● Task directions
Copy out all lines that carry the word "React".

>>>

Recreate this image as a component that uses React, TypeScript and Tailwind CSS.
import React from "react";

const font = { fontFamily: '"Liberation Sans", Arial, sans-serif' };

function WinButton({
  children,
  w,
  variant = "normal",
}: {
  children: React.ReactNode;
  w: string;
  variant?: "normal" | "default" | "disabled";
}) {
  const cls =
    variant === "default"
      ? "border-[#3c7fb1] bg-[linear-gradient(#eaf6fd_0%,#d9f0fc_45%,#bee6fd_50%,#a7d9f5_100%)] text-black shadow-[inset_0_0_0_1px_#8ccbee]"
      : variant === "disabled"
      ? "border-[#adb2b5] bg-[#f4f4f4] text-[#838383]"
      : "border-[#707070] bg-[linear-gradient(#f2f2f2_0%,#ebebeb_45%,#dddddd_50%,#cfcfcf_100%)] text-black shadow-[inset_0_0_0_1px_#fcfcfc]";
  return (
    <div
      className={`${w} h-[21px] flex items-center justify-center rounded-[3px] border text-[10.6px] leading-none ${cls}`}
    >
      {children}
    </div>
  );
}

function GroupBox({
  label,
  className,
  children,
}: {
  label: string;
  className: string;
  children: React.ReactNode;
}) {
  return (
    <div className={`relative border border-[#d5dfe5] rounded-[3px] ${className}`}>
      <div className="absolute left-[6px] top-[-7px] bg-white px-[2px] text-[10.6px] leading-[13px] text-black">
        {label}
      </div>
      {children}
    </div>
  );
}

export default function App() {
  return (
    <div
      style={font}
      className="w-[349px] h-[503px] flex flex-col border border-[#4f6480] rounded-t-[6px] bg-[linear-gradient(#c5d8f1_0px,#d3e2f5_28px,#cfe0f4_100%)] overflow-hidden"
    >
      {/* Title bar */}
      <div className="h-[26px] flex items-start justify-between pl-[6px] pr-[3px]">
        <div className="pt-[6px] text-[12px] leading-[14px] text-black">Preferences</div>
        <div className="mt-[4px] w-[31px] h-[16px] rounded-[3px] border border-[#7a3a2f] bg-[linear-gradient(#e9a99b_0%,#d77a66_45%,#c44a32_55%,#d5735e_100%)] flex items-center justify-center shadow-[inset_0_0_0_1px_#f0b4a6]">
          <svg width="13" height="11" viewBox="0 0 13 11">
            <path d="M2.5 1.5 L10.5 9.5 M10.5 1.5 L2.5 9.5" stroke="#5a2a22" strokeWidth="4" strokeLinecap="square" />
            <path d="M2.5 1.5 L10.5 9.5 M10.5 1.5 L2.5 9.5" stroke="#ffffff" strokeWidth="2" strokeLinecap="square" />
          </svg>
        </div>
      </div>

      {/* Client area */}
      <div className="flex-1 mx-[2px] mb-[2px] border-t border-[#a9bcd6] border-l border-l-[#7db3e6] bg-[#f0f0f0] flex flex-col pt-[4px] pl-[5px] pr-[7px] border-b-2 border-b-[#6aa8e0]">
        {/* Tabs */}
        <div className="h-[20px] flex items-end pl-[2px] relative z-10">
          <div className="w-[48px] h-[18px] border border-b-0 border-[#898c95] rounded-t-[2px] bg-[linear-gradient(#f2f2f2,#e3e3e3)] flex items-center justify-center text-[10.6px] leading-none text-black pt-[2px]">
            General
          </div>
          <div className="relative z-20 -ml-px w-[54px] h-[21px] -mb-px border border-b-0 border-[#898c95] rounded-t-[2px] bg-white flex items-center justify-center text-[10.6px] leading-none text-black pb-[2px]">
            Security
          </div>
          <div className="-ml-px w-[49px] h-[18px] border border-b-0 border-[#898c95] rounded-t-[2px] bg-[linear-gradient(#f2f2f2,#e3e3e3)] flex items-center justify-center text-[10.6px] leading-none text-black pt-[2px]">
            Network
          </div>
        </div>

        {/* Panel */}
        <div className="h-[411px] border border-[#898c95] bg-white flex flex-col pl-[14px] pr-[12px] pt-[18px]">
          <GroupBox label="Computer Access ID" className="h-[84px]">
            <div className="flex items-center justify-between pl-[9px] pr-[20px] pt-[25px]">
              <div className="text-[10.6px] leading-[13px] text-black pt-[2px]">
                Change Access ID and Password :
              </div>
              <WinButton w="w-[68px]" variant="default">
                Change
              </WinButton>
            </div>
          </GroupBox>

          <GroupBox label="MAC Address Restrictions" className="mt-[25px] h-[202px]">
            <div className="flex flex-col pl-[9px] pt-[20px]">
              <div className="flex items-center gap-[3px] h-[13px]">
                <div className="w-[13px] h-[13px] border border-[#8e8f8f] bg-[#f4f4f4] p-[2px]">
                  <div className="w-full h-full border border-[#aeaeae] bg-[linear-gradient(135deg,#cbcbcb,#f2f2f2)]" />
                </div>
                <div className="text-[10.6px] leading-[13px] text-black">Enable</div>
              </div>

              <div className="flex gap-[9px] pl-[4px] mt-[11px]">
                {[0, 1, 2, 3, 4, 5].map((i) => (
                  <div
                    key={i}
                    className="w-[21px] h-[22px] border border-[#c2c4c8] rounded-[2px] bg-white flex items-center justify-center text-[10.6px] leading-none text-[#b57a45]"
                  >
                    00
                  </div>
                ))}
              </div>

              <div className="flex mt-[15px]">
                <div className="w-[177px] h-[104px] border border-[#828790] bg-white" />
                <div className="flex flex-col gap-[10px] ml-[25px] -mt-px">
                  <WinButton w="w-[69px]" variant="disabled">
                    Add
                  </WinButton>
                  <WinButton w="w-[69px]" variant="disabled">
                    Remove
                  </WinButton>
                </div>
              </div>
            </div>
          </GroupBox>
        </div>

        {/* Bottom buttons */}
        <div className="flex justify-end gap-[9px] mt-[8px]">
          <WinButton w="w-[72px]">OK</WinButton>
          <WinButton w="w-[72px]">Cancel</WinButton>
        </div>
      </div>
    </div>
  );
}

<<<
>>>

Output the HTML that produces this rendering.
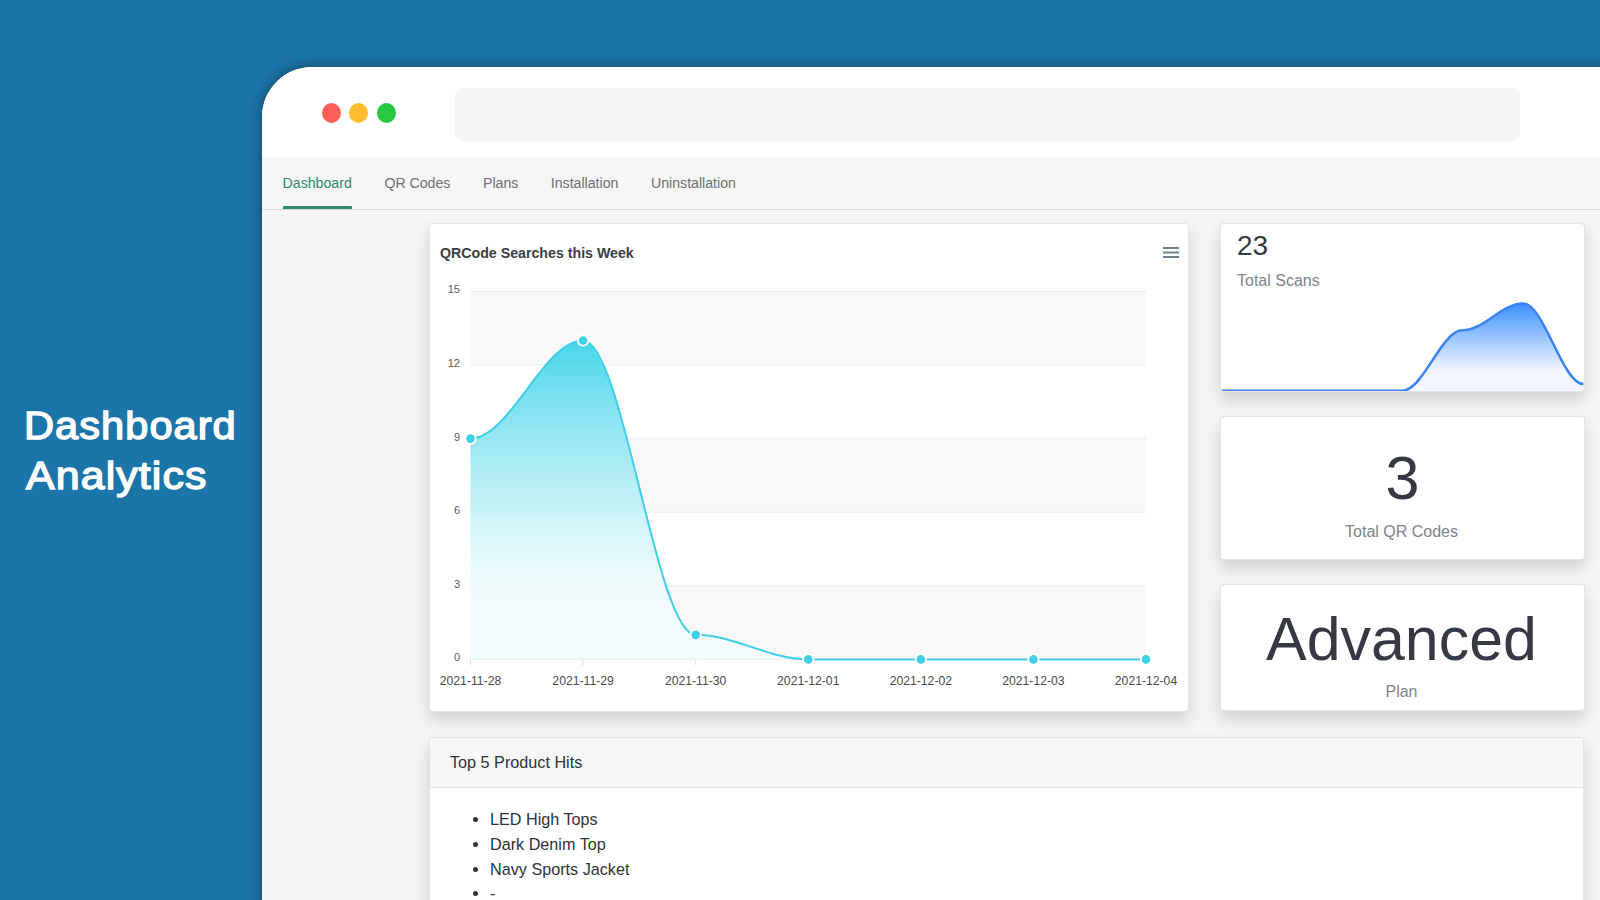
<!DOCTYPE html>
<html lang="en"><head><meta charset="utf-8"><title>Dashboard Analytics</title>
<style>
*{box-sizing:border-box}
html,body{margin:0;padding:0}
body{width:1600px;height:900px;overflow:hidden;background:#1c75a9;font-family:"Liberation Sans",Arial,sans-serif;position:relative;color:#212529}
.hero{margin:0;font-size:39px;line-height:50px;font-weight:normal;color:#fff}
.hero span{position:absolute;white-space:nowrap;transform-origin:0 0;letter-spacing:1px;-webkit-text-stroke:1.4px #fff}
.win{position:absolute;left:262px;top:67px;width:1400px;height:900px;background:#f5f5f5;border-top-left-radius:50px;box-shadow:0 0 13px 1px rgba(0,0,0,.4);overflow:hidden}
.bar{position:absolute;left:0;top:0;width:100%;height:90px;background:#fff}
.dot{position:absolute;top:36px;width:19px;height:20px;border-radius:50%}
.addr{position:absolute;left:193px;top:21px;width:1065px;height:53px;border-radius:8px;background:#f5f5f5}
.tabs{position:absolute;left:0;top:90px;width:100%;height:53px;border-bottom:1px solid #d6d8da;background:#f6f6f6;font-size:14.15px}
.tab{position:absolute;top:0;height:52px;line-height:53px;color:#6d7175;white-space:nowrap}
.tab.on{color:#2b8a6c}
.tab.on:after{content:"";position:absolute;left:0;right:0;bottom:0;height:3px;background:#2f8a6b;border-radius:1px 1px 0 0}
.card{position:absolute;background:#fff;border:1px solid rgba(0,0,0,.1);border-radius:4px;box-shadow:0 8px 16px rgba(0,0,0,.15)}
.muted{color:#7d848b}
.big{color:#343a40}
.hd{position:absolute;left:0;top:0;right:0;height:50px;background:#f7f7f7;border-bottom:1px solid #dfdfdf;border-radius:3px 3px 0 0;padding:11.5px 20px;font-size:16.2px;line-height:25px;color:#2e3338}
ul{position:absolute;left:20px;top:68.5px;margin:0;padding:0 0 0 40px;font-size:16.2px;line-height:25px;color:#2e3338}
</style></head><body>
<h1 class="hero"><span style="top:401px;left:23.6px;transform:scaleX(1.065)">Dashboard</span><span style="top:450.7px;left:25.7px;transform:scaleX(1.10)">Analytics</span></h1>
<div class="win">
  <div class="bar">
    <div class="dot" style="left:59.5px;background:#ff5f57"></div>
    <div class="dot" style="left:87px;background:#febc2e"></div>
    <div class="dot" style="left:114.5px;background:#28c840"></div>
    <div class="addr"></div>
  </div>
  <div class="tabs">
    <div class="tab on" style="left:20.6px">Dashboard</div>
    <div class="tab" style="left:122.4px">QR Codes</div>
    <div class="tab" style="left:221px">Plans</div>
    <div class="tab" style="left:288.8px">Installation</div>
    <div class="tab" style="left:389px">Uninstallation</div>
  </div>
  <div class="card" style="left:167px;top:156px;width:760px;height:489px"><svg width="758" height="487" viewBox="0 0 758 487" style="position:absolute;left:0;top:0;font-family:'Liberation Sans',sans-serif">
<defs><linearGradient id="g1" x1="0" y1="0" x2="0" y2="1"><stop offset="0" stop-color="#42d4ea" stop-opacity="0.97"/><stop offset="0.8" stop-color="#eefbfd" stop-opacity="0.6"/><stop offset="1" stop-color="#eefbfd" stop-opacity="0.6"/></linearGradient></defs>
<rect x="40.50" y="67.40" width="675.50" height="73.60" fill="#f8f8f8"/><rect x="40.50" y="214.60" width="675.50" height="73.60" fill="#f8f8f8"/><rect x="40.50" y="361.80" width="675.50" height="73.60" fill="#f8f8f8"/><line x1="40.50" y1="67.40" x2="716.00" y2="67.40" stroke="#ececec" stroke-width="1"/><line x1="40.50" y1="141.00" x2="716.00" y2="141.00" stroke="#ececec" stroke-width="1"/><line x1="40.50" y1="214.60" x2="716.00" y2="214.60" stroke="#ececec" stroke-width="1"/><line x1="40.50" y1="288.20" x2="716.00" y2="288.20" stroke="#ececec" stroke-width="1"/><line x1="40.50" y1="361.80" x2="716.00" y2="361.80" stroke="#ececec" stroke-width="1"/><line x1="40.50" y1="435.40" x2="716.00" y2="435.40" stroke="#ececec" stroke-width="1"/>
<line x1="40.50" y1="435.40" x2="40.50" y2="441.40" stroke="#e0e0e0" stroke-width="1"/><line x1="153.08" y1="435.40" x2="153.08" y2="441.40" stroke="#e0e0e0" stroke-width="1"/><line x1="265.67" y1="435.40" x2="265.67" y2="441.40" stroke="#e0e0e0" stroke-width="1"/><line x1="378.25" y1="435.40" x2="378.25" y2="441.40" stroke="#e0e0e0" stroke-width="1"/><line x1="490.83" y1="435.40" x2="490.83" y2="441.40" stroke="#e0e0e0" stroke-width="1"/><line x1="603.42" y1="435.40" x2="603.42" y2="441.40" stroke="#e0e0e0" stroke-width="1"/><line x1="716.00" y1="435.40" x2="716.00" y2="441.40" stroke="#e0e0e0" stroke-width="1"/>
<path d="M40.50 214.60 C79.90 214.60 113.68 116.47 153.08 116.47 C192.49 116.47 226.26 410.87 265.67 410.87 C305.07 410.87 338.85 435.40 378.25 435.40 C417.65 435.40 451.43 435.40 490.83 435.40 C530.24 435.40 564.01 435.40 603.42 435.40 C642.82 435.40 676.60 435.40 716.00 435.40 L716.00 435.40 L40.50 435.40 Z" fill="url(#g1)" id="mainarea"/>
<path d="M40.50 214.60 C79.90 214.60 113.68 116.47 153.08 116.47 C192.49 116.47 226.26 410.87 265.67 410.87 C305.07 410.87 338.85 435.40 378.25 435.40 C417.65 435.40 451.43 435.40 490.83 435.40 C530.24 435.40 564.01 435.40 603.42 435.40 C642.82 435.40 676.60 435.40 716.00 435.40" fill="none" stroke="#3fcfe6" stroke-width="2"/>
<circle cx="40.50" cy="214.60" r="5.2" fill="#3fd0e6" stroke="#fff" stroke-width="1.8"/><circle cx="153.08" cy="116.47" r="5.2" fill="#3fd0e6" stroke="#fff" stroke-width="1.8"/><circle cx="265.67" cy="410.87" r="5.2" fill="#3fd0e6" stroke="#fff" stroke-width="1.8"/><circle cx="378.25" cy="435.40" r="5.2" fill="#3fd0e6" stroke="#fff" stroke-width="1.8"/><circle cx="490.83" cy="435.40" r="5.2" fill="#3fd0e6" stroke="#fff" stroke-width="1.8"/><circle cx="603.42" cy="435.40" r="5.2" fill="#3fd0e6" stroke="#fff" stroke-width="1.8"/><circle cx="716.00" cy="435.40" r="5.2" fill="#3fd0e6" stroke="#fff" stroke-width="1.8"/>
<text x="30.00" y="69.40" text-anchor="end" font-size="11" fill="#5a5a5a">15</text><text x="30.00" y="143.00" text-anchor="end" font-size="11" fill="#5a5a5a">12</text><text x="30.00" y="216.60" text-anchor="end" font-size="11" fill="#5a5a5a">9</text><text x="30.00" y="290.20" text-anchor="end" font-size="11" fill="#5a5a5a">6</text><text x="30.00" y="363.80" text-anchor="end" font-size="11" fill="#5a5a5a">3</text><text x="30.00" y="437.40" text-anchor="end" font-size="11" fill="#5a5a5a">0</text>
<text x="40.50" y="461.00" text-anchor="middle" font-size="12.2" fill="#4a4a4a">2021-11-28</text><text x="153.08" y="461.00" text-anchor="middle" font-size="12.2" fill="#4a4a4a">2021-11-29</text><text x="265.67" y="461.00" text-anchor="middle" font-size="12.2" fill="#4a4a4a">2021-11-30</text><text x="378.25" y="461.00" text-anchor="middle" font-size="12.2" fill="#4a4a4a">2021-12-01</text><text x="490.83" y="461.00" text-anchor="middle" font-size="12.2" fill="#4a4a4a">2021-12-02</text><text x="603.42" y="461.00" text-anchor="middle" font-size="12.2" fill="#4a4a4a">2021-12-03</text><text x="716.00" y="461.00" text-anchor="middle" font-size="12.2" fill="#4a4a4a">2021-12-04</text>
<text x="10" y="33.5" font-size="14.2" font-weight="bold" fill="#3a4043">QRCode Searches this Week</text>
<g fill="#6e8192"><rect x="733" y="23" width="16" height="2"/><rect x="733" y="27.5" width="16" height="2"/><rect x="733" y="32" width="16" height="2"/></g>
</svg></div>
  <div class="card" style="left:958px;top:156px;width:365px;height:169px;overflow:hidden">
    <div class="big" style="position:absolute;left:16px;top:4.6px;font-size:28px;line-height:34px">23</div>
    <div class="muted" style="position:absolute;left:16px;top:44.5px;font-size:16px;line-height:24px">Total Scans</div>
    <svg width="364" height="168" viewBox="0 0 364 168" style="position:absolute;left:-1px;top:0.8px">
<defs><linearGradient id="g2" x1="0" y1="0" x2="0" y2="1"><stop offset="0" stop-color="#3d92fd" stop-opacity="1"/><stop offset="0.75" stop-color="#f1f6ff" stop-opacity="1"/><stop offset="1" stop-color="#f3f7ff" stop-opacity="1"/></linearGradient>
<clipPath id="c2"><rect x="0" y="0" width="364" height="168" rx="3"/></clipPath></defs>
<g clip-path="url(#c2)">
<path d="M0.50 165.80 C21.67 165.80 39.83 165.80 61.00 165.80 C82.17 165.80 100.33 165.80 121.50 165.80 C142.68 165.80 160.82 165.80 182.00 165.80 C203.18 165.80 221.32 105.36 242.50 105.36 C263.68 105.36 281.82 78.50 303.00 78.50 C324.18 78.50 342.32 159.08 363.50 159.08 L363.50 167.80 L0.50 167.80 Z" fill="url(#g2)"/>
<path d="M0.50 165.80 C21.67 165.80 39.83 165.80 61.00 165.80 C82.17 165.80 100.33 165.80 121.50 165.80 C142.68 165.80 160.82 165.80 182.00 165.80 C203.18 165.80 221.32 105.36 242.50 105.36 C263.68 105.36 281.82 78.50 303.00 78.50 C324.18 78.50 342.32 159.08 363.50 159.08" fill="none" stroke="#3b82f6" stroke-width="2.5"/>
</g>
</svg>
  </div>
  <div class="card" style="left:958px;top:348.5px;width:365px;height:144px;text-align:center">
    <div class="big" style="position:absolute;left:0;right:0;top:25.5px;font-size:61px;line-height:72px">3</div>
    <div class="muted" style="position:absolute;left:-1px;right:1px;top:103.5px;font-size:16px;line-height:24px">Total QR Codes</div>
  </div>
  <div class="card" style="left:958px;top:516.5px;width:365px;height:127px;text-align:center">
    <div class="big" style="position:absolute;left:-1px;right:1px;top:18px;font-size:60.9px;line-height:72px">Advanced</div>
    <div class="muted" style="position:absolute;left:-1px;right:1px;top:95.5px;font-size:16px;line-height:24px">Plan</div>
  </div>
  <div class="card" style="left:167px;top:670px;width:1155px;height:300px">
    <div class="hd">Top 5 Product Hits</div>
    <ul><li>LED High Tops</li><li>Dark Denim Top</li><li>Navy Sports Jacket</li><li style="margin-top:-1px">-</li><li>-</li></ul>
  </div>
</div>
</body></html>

<<<
>>>

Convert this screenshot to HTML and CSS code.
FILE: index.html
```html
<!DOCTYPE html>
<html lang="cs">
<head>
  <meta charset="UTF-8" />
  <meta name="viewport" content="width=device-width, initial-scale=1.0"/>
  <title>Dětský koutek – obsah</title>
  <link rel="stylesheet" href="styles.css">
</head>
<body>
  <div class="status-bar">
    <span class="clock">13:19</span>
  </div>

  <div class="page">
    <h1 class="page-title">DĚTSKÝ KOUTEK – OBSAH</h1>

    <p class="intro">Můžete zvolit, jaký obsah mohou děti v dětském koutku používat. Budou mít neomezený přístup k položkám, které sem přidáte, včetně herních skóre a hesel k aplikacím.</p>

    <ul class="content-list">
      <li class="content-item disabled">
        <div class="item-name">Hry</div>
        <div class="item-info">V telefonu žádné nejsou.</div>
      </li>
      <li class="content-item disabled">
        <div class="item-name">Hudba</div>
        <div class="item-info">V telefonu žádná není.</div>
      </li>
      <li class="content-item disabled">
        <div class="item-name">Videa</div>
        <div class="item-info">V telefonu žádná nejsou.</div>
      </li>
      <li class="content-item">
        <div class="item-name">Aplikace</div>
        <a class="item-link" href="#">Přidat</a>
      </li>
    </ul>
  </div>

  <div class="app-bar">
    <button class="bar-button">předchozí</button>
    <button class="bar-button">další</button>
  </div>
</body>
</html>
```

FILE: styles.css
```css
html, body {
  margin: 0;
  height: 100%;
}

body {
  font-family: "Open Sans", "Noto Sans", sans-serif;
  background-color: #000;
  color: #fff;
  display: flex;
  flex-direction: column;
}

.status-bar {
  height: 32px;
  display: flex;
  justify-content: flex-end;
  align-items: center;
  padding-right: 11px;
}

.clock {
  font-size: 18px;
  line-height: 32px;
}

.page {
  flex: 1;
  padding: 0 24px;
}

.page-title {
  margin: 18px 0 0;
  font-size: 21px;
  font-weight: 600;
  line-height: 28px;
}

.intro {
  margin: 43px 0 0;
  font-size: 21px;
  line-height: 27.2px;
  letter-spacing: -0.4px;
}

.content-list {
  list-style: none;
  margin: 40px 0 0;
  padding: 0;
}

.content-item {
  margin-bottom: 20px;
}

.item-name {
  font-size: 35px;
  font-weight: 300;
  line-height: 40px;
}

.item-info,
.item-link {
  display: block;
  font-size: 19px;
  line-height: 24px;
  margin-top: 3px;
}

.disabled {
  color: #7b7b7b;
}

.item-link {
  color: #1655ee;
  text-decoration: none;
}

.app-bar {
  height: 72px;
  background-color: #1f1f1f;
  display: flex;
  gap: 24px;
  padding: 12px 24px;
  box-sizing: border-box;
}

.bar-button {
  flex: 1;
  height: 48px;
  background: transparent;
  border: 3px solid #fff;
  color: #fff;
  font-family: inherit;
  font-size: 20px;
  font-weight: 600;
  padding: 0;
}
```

<<<

● Correct output
Recreate this image as a component that uses React, TypeScript and Tailwind CSS.
import React from "react";
  children: React.ReactNode;
  children: React.ReactNode;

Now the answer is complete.